Reform Debates and Deregulation Proposals

Debates on regulatory reform have intensified in the 2020s, driven by empirical evidence of regulatory accumulation's economic toll, including an estimated $4 trillion loss in U.S. GDP by 2012 from accumulated rules and a net dampening of growth by 0.8% annually since 1980. Proponents argue that excessive compliance burdens—costing U.S. households nearly $15,000 annually—misallocate resources, raise consumer prices, and hinder innovation without commensurate risk reduction, as shown in analyses of federal rules imposing over $1 trillion in new costs in recent years. Critics, often from regulatory advocacy groups, contend deregulation risks safety and environmental protections, though such claims frequently overlook causal links between overregulation and slowed productivity, as evidenced by cross-sector studies.
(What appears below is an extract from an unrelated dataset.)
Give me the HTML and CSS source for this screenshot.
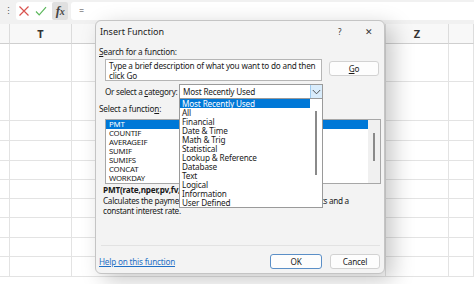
FILE: index.html
```html
<!DOCTYPE html>
<html>
<head>
<meta charset="utf-8">
<link rel="stylesheet" href="styles.css">
</head>
<body>
<div class="app">
  <div class="toolbar">
    <span class="grip">&#8942;</span>
    <div class="iconbox">
      <svg class="ic" width="12" height="12" viewBox="0 0 12 12"><path d="M1.5 1.5 L10.5 10.5 M10.5 1.5 L1.5 10.5" stroke="#d9534f" stroke-width="1.2" fill="none"/></svg>
      <svg class="ic" width="12" height="12" viewBox="0 0 12 12"><path d="M1 6.5 L4.2 9.8 L11 2.2" stroke="#5cb85c" stroke-width="1.2" fill="none"/></svg>
      <span class="fx"><i>f</i><i class="x">x</i></span>
    </div>
    <div class="formula">=</div>
  </div>
  <div class="sheet">
    <div class="hdr c0"></div><div class="hdr c1">T</div><div class="hdr c2"></div><div class="hdr c3">Z</div><div class="hdr c4"></div>
    <div class="cell"></div><div class="cell"></div><div class="cell"></div><div class="cell"></div><div class="cell"></div>
    <div class="cell"></div><div class="cell"></div><div class="cell"></div><div class="cell"></div><div class="cell"></div>
    <div class="cell"></div><div class="cell"></div><div class="cell"></div><div class="cell"></div><div class="cell"></div>
    <div class="cell"></div><div class="cell"></div><div class="cell"></div><div class="cell"></div><div class="cell"></div>
    <div class="cell"></div><div class="cell"></div><div class="cell"></div><div class="cell"></div><div class="cell"></div>
    <div class="cell"></div><div class="cell"></div><div class="cell"></div><div class="cell"></div><div class="cell"></div>
    <div class="cell"></div><div class="cell"></div><div class="cell"></div><div class="cell"></div><div class="cell"></div>
    <div class="cell"></div><div class="cell"></div><div class="cell"></div><div class="cell"></div><div class="cell"></div>
    <div class="cell"></div><div class="cell"></div><div class="cell"></div><div class="cell"></div><div class="cell"></div>
    <div class="cell"></div><div class="cell"></div><div class="cell"></div><div class="cell"></div><div class="cell"></div>
  </div>

  <div class="dialog">
    <div class="titlebar">
      <span class="title">Insert Function</span>
      <span class="help">?</span>
      <span class="close">&#x2715;</span>
    </div>
    <div class="dbody">
      <div class="lbl l1"><u>S</u>earch for a function:</div>
      <div class="searchrow">
        <div class="search">Type a brief description of what you want to do and then click Go</div>
        <div class="btn go"><u>G</u>o</div>
      </div>
      <div class="catrow">
        <div class="catlbl">Or select a <u>c</u>ategory:</div>
        <div class="select">
          <span class="selval">Most Recently Used</span>
          <span class="chev"><svg width="9" height="6" viewBox="0 0 9 6"><path d="M0.8 1 L4.5 4.8 L8.2 1" stroke="#444" stroke-width="0.9" fill="none"/></svg></span>
        </div>
      </div>
      <div class="lbl l2">Select a functio<u>n</u>:</div>
      <div class="flist">
        <div class="items">
          <div class="it sel">PMT</div>
          <div class="it">COUNTIF</div>
          <div class="it">AVERAGEIF</div>
          <div class="it">SUMIF</div>
          <div class="it">SUMIFS</div>
          <div class="it">CONCAT</div>
          <div class="it">WORKDAY</div>
        </div>
        <div class="vscroll"><div class="thumb"></div></div>
      </div>
      <div class="sig">PMT(rate,nper,pv,fv,type)</div>
      <div class="desc">Calculates the payment for a loan based on constant payments and a<br>constant interest rate.</div>
      <div class="sep"></div>
      <div class="footer">
        <a class="link">Help on this function</a>
        <div class="btn ok">OK</div>
        <div class="btn cancel">Cancel</div>
      </div>
    </div>
  </div>

  <div class="dropdown">
    <div class="ditems">
      <div class="di sel">Most Recently Used</div>
      <div class="di">All</div>
      <div class="di">Financial</div>
      <div class="di">Date &amp; Time</div>
      <div class="di">Math &amp; Trig</div>
      <div class="di">Statistical</div>
      <div class="di">Lookup &amp; Reference</div>
      <div class="di">Database</div>
      <div class="di">Text</div>
      <div class="di">Logical</div>
      <div class="di">Information</div>
      <div class="di">User Defined</div>
    </div>
    <div class="dscroll"><div class="dthumb"></div></div>
  </div>
</div>
</body>
</html>
```

FILE: styles.css
```css
* { box-sizing: border-box; }
html, body { margin: 0; padding: 0; }
body {
  width: 474px; height: 284px; overflow: hidden;
  font-family: "Noto Sans", "Open Sans", sans-serif;
  color: #1a1a1a;
  background: #fff;
}
.app { position: relative; width: 474px; height: 284px; overflow: hidden; }

.toolbar {
  height: 24px;
  background: #f1f1f1;
  display: flex;
  align-items: flex-start;
  padding-top: 2px;
}
.grip { width: 16px; text-align: center; font-size: 9px; line-height: 18px; color: #555; }
.iconbox {
  width: 52px; height: 18px;
  background: #fff;
  border-radius: 3px;
  display: flex; align-items: center;
  padding-left: 2px;
  gap: 5px;
}
.ic { flex: none; }
.fx {
  margin-left: auto;
  width: 17px; height: 18px;
  background: #e0e0e0;
  border-radius: 2px;
  font-family: "Liberation Serif", serif;
  font-weight: bold;
  font-size: 13px;
  line-height: 17px;
  text-align: center;
  color: #444;
  letter-spacing: -0.5px;
}
.fx .x { font-size: 10px; }
.formula {
  margin-left: 3px;
  flex: 1;
  height: 18px;
  background: #fff;
  border-radius: 3px 0 0 3px;
  font-size: 9px;
  line-height: 18px;
  padding-left: 8px;
  color: #444;
}

.sheet {
  display: grid;
  grid-template-columns: 10px 62px 314px 63px 25px;
  grid-template-rows: 20px 38px 39px 20px 20px 19px 19px 19px 20px 19px 20px;
}
.hdr {
  background: #f8f8f8;
  border-right: 1px solid #dcdcdc;
  border-bottom: 1px solid #cfcfcf;
  font-size: 11px;
  font-weight: bold;
  text-align: center;
  line-height: 19px;
  color: #333;
}
.cell {
  border-right: 1px solid #e3e3e3;
  border-bottom: 1px solid #e3e3e3;
}

.dialog {
  position: absolute;
  left: 95px; top: 20px;
  width: 290px; height: 254px;
  background: #f3f3f3;
  border: 1px solid #c4c4c4;
  border-radius: 6px;
  box-shadow: 8px 6px 22px rgba(0,0,0,0.22);
  font-size: 8.2px;
  letter-spacing: -0.2px;
}
.titlebar {
  height: 21px;
  display: flex; align-items: center;
  padding-left: 4px;
}
.title { font-size: 9px; color: #222; letter-spacing: 0; }
.help { margin-left: auto; font-size: 8px; color: #333; margin-right: 24px; }
.close { font-size: 9px; color: #333; margin-right: 11px; }
.dbody { padding: 0 4px 0 3px; }
.lbl { line-height: 10px; height: 10px; white-space: nowrap; }
.l1 { margin-top: 5px; }
.searchrow { display: flex; margin-top: 2px; margin-left: 6px; align-items: flex-start; }
.search {
  width: 217px; height: 22px;
  background: #fff;
  border: 1px solid #b5b5b5;
  padding: 1px 1px 0 3px;
  line-height: 9.5px;
}
.btn {
  background: #fdfdfd;
  border: 1px solid #d2d2d2;
  border-radius: 3px;
  text-align: center;
}
.go { width: 50px; height: 15px; margin-left: 7px; margin-top: 2px; line-height: 13px; }
.catrow { display: flex; align-items: center; margin-top: 3px; margin-left: 6px; height: 15px; }
.catlbl { width: 74px; white-space: nowrap; letter-spacing: -0.3px; }
.select {
  width: 144px; height: 15px;
  background: #fff;
  border: 1px solid #9a9a9a;
  display: flex; align-items: center;
  padding-left: 3px;
}
.selval { flex: 1; }
.chev {
  width: 12px; height: 13px;
  background: #d9ecfb;
  border-left: 1px solid #9fcbef;
  display: flex; align-items: center; justify-content: center;
}
.l2 { margin-top: 5px; }
.flist {
  margin-top: 5px; margin-left: 6px;
  width: 276px; height: 65px;
  background: #fff;
  border: 1px solid #a7a7a7;
  display: flex;
}
.items { flex: 1; padding-top: 0; }
.it { height: 9px; line-height: 9px; padding-left: 3px; font-size: 7.8px; }
.it.sel { background: #0078d7; color: #fff; }
.vscroll { width: 12px; background: #f0f0f0; position: relative; }
.thumb { width: 2px; height: 28px; background: #8a8a8a; margin: 13px auto 0; }
.sig { margin-top: 1px; margin-left: 4px; font-weight: bold; line-height: 10px; white-space: nowrap; }
.desc { margin-left: 4px; line-height: 9.5px; margin-top: 1px; letter-spacing: -0.3px; }
.sep { height: 1px; background: #e2e2e2; margin-top: 30px; margin-left: 2px; }
.footer { display: flex; align-items: center; margin-top: 8px; }
.link { color: #1f6fc5; text-decoration: underline; flex: 1; }
.ok { width: 52px; height: 15px; line-height: 13px; border: 1px solid #5b8fc7; }
.cancel { width: 50px; height: 15px; line-height: 13px; margin-left: 8px; }

.dropdown {
  position: absolute;
  left: 179px; top: 98px;
  width: 144px; height: 110px;
  background: #fff;
  border: 1px solid #9a9a9a;
  display: flex;
  font-size: 8.2px;
  letter-spacing: -0.15px;
}
.ditems { flex: 1; }
.di { height: 9px; line-height: 9px; padding-left: 2px; white-space: nowrap; }
.di.sel { background: #0078d7; color: #fff; }
.dscroll { width: 12px; position: relative; }
.dthumb { width: 2px; height: 64px; background: #8a8a8a; margin: 12px auto 0; }
```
In the U.S., the second Trump administration has advanced deregulation proposals, including executive orders mandating sunset clauses for covered regulations, where rules expire after one year unless renewed via updated cost-benefit analysis, as implemented by FERC's Order No. 914 effective October 9, 2025. These build on prior efforts eliminating $144 billion in regulatory costs in fiscal year 2020, with 2025 initiatives targeting accelerated agency reviews to achieve broader rollbacks, such as easing HFC limitations. Proposals revive "one-in, ten-out" ratios for new rules and emphasize rigorous benefit-cost scrutiny, countering inertia where agencies rarely repeal outdated mandates despite mandates under executive orders dating to the 1980s. State-level reforms, modeled nationally, advocate comprehensive sunset reviews incorporating post-implementation data for renewed cost-benefit assessments, as outlined in Cicero Institute analyses, to address "regulatory inertia" where rules persist without reevaluation. Economists remain divided on projected dividends, with Treasury officials forecasting growth from burden relief, while skeptics cite implementation hurdles like judicial scrutiny. In the EU, deregulation debates focus on competitiveness, with proposals to ease AI rules amid lagging venture funding ($12.5 billion in 2024 versus $81.4 billion in the U.S.), though transatlantic trade frameworks prioritize reciprocity over broad sunsetting. These efforts underscore a shift toward evidence-based sunsetting and analysis to balance compliance with economic vitality, informed by studies quantifying overregulation's drag on output.